## REQUIREMENT
Exclude the pictures, then repeat the remaining data exactly.

## SOURCE EXCERPT
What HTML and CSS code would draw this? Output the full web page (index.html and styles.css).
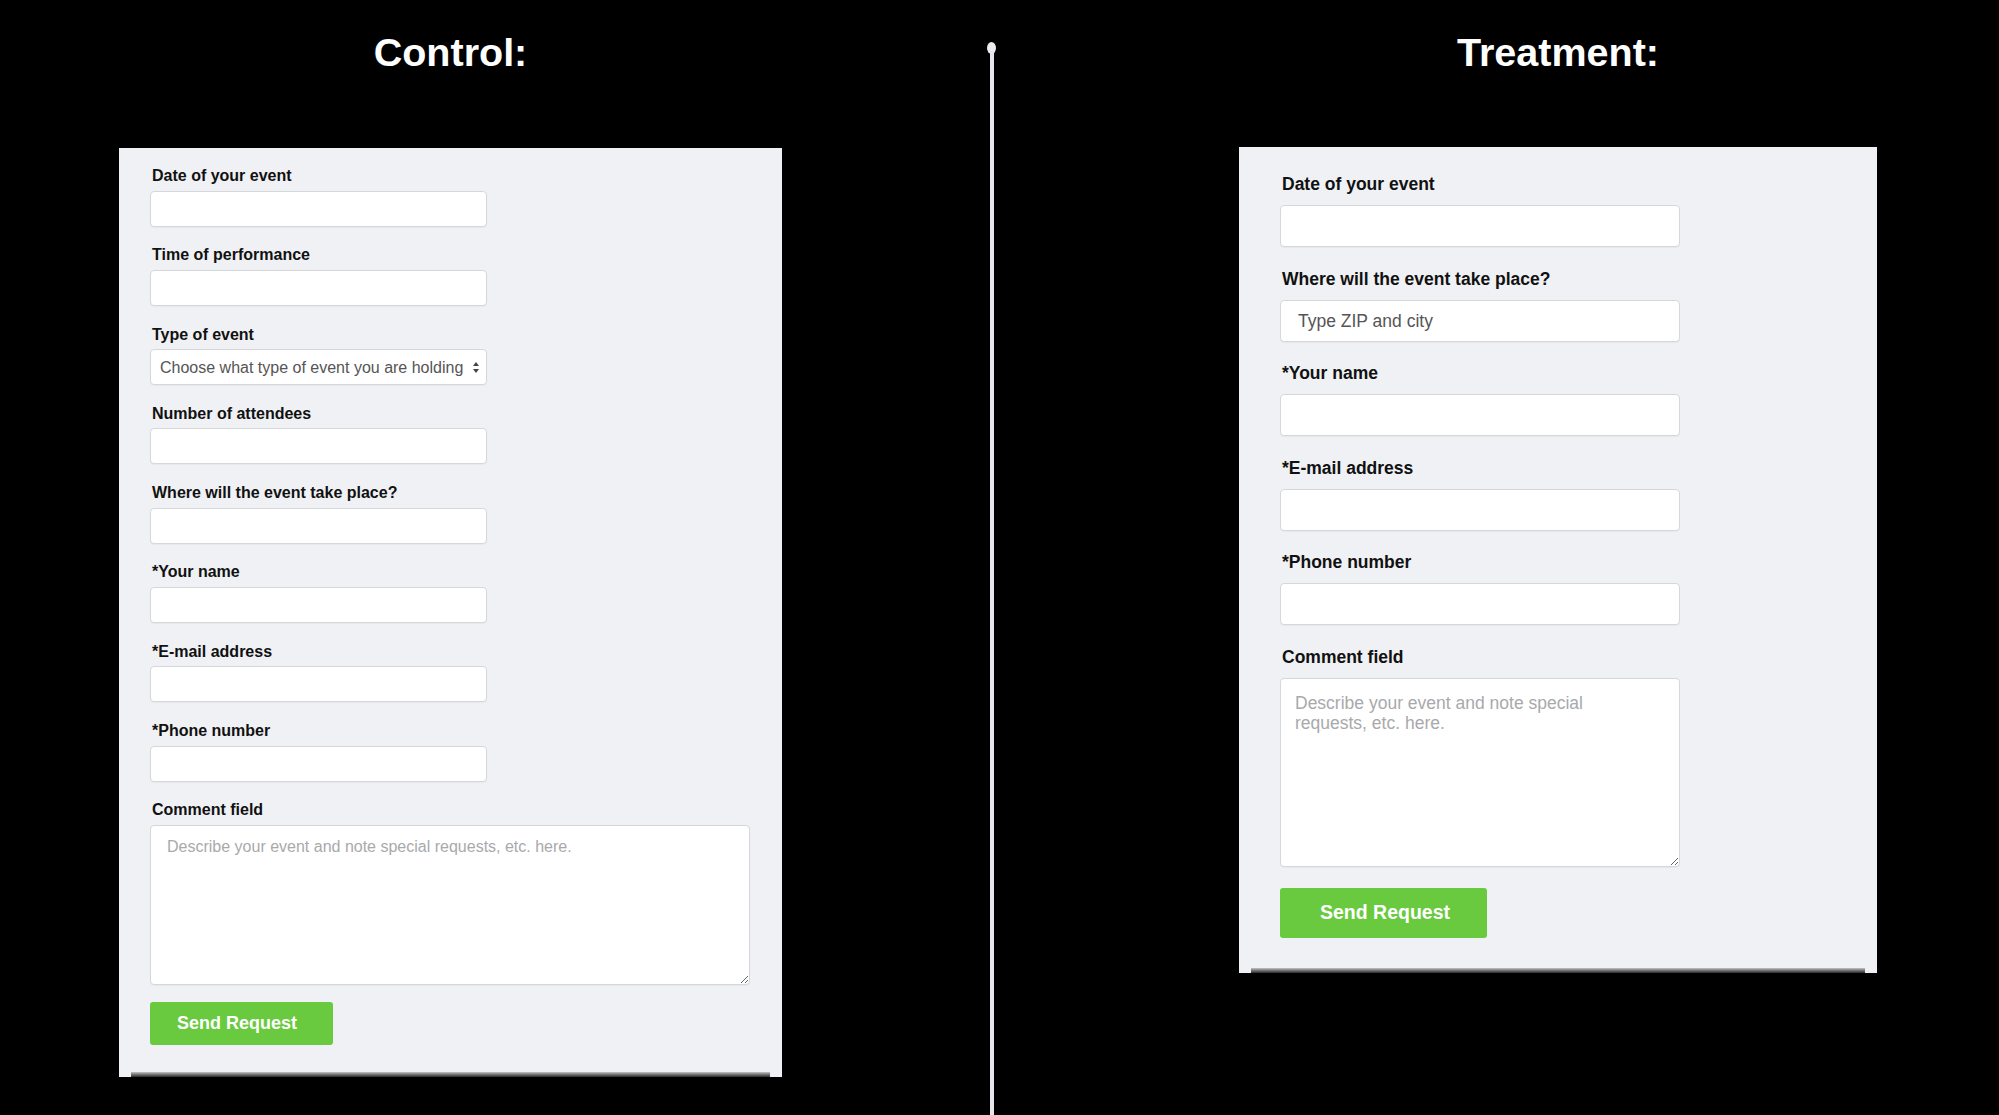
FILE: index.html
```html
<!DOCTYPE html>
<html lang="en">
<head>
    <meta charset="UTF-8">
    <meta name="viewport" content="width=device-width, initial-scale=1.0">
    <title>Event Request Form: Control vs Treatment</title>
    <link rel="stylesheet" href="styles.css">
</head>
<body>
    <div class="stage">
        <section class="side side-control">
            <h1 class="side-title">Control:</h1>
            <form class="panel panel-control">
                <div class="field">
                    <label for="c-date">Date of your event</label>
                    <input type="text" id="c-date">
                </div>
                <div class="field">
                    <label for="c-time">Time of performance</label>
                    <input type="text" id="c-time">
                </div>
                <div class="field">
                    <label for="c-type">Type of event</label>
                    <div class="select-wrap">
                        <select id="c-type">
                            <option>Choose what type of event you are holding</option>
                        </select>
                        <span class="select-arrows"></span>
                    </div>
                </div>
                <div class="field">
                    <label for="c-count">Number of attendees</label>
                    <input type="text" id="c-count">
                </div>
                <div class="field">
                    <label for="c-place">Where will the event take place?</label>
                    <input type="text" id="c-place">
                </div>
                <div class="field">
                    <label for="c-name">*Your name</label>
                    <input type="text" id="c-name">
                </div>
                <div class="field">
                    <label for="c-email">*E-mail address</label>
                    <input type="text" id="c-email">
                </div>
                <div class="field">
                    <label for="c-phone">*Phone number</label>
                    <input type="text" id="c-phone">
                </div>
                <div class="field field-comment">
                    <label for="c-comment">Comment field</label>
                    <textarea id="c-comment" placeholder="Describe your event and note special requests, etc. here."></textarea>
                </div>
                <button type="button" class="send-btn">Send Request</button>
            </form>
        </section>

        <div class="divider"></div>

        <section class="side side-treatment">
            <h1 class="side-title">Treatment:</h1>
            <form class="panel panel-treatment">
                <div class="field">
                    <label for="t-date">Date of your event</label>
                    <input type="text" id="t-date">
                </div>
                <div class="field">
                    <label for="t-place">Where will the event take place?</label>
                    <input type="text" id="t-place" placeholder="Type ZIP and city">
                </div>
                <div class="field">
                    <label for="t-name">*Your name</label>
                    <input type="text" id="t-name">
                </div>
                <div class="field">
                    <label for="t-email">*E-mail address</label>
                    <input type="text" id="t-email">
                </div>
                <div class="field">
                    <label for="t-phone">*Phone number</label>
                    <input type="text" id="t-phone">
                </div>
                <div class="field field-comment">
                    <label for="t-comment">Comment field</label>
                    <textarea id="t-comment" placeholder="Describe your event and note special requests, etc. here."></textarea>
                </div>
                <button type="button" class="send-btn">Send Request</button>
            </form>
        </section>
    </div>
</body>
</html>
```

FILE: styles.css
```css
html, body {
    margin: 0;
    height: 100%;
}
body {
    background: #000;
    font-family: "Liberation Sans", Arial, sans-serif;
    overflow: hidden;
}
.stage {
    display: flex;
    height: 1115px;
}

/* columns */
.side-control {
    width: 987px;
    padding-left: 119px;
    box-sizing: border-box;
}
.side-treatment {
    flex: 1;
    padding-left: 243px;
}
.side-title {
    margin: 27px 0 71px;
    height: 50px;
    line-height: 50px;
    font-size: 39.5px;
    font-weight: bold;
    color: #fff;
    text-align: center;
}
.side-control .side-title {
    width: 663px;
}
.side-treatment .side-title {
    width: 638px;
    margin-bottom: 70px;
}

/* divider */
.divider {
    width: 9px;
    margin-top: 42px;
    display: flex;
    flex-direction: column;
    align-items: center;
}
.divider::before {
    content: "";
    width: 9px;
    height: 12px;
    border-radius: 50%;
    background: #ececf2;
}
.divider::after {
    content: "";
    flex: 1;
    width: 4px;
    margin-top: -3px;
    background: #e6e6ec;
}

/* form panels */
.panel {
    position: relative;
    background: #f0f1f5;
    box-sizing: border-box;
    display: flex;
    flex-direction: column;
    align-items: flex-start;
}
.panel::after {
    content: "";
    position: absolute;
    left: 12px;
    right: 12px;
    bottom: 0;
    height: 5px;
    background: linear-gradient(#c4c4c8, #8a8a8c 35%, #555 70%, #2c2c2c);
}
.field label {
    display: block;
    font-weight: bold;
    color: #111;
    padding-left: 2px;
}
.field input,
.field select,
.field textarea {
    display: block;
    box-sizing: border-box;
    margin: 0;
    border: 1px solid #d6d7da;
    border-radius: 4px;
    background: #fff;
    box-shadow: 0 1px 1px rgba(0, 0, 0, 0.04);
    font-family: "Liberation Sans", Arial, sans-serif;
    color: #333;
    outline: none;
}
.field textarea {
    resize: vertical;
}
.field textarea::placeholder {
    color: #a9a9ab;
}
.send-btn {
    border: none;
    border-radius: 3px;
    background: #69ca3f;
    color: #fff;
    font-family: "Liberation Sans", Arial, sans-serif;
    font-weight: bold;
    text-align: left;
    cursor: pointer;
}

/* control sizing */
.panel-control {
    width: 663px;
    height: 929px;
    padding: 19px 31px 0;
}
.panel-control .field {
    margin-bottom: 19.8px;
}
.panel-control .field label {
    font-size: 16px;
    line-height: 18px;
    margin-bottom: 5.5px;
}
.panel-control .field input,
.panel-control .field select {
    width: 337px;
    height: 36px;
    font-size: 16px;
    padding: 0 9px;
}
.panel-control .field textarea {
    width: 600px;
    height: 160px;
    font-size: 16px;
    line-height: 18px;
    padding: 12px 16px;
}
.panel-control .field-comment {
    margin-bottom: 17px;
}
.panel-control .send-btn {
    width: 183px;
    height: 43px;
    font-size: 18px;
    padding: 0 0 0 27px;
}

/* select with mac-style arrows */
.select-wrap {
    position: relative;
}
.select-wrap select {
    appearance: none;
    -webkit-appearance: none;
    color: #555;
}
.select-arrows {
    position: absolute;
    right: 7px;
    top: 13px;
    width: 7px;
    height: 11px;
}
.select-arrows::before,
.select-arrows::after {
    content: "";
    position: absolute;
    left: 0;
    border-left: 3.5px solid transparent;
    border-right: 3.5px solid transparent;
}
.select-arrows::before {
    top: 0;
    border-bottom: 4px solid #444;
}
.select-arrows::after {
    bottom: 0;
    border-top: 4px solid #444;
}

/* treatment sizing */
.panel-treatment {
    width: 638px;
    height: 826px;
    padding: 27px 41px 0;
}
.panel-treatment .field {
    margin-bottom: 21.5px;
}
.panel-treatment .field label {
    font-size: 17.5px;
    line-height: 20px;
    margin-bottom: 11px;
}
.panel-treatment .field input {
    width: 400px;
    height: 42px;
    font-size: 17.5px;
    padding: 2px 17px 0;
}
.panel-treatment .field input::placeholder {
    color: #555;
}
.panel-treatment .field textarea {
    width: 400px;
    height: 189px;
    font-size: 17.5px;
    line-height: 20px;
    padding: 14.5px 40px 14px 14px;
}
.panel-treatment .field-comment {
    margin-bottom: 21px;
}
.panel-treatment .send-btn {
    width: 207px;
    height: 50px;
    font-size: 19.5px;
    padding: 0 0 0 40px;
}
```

## SOLUTION TO THE EXERCISE
What HTML and CSS code would draw this? Output the full web page (index.html and styles.css).
FILE: index.html
```html
<!DOCTYPE html>
<html lang="en">
<head>
    <meta charset="UTF-8">
    <meta name="viewport" content="width=device-width, initial-scale=1.0">
    <title>Event Request Form: Control vs Treatment</title>
    <link rel="stylesheet" href="styles.css">
</head>
<body>
    <div class="stage">
        <section class="side side-control">
            <h1 class="side-title">Control:</h1>
            <form class="panel panel-control">
                <div class="field">
                    <label for="c-date">Date of your event</label>
                    <input type="text" id="c-date">
                </div>
                <div class="field">
                    <label for="c-time">Time of performance</label>
                    <input type="text" id="c-time">
                </div>
                <div class="field">
                    <label for="c-type">Type of event</label>
                    <div class="select-wrap">
                        <select id="c-type">
                            <option>Choose what type of event you are holding</option>
                        </select>
                        <span class="select-arrows"></span>
                    </div>
                </div>
                <div class="field">
                    <label for="c-count">Number of attendees</label>
                    <input type="text" id="c-count">
                </div>
                <div class="field">
                    <label for="c-place">Where will the event take place?</label>
                    <input type="text" id="c-place">
                </div>
                <div class="field">
                    <label for="c-name">*Your name</label>
                    <input type="text" id="c-name">
                </div>
                <div class="field">
                    <label for="c-email">*E-mail address</label>
                    <input type="text" id="c-email">
                </div>
                <div class="field">
                    <label for="c-phone">*Phone number</label>
                    <input type="text" id="c-phone">
                </div>
                <div class="field field-comment">
                    <label for="c-comment">Comment field</label>
                    <textarea id="c-comment" placeholder="Describe your event and note special requests, etc. here."></textarea>
                </div>
                <button type="button" class="send-btn">Send Request</button>
            </form>
        </section>

        <div class="divider"></div>

        <section class="side side-treatment">
            <h1 class="side-title">Treatment:</h1>
            <form class="panel panel-treatment">
                <div class="field">
                    <label for="t-date">Date of your event</label>
                    <input type="text" id="t-date">
                </div>
                <div class="field">
                    <label for="t-place">Where will the event take place?</label>
                    <input type="text" id="t-place" placeholder="Type ZIP and city">
                </div>
                <div class="field">
                    <label for="t-name">*Your name</label>
                    <input type="text" id="t-name">
                </div>
                <div class="field">
                    <label for="t-email">*E-mail address</label>
                    <input type="text" id="t-email">
                </div>
                <div class="field">
                    <label for="t-phone">*Phone number</label>
                    <input type="text" id="t-phone">
                </div>
                <div class="field field-comment">
                    <label for="t-comment">Comment field</label>
                    <textarea id="t-comment" placeholder="Describe your event and note special requests, etc. here."></textarea>
                </div>
                <button type="button" class="send-btn">Send Request</button>
            </form>
        </section>
    </div>
</body>
</html>
```

FILE: styles.css
```css
html, body {
    margin: 0;
    height: 100%;
}
body {
    background: #000;
    font-family: "Liberation Sans", Arial, sans-serif;
    overflow: hidden;
}
.stage {
    display: flex;
    height: 1115px;
}

/* columns */
.side-control {
    width: 987px;
    padding-left: 119px;
    box-sizing: border-box;
}
.side-treatment {
    flex: 1;
    padding-left: 243px;
}
.side-title {
    margin: 27px 0 71px;
    height: 50px;
    line-height: 50px;
    font-size: 39.5px;
    font-weight: bold;
    color: #fff;
    text-align: center;
}
.side-control .side-title {
    width: 663px;
}
.side-treatment .side-title {
    width: 638px;
    margin-bottom: 70px;
}

/* divider */
.divider {
    width: 9px;
    margin-top: 42px;
    display: flex;
    flex-direction: column;
    align-items: center;
}
.divider::before {
    content: "";
    width: 9px;
    height: 12px;
    border-radius: 50%;
    background: #ececf2;
}
.divider::after {
    content: "";
    flex: 1;
    width: 4px;
    margin-top: -3px;
    background: #e6e6ec;
}

/* form panels */
.panel {
    position: relative;
    background: #f0f1f5;
    box-sizing: border-box;
    display: flex;
    flex-direction: column;
    align-items: flex-start;
}
.panel::after {
    content: "";
    position: absolute;
    left: 12px;
    right: 12px;
    bottom: 0;
    height: 5px;
    background: linear-gradient(#c4c4c8, #8a8a8c 35%, #555 70%, #2c2c2c);
}
.field label {
    display: block;
    font-weight: bold;
    color: #111;
    padding-left: 2px;
}
.field input,
.field select,
.field textarea {
    display: block;
    box-sizing: border-box;
    margin: 0;
    border: 1px solid #d6d7da;
    border-radius: 4px;
    background: #fff;
    box-shadow: 0 1px 1px rgba(0, 0, 0, 0.04);
    font-family: "Liberation Sans", Arial, sans-serif;
    color: #333;
    outline: none;
}
.field textarea {
    resize: vertical;
}
.field textarea::placeholder {
    color: #a9a9ab;
}
.send-btn {
    border: none;
    border-radius: 3px;
    background: #69ca3f;
    color: #fff;
    font-family: "Liberation Sans", Arial, sans-serif;
    font-weight: bold;
    text-align: left;
    cursor: pointer;
}

/* control sizing */
.panel-control {
    width: 663px;
    height: 929px;
    padding: 19px 31px 0;
}
.panel-control .field {
    margin-bottom: 19.8px;
}
.panel-control .field label {
    font-size: 16px;
    line-height: 18px;
    margin-bottom: 5.5px;
}
.panel-control .field input,
.panel-control .field select {
    width: 337px;
    height: 36px;
    font-size: 16px;
    padding: 0 9px;
}
.panel-control .field textarea {
    width: 600px;
    height: 160px;
    font-size: 16px;
    line-height: 18px;
    padding: 12px 16px;
}
.panel-control .field-comment {
    margin-bottom: 17px;
}
.panel-control .send-btn {
    width: 183px;
    height: 43px;
    font-size: 18px;
    padding: 0 0 0 27px;
}

/* select with mac-style arrows */
.select-wrap {
    position: relative;
}
.select-wrap select {
    appearance: none;
    -webkit-appearance: none;
    color: #555;
}
.select-arrows {
    position: absolute;
    right: 7px;
    top: 13px;
    width: 7px;
    height: 11px;
}
.select-arrows::before,
.select-arrows::after {
    content: "";
    position: absolute;
    left: 0;
    border-left: 3.5px solid transparent;
    border-right: 3.5px solid transparent;
}
.select-arrows::before {
    top: 0;
    border-bottom: 4px solid #444;
}
.select-arrows::after {
    bottom: 0;
    border-top: 4px solid #444;
}

/* treatment sizing */
.panel-treatment {
    width: 638px;
    height: 826px;
    padding: 27px 41px 0;
}
.panel-treatment .field {
    margin-bottom: 21.5px;
}
.panel-treatment .field label {
    font-size: 17.5px;
    line-height: 20px;
    margin-bottom: 11px;
}
.panel-treatment .field input {
    width: 400px;
    height: 42px;
    font-size: 17.5px;
    padding: 2px 17px 0;
}
.panel-treatment .field input::placeholder {
    color: #555;
}
.panel-treatment .field textarea {
    width: 400px;
    height: 189px;
    font-size: 17.5px;
    line-height: 20px;
    padding: 14.5px 40px 14px 14px;
}
.panel-treatment .field-comment {
    margin-bottom: 21px;
}
.panel-treatment .send-btn {
    width: 207px;
    height: 50px;
    font-size: 19.5px;
    padding: 0 0 0 40px;
}
```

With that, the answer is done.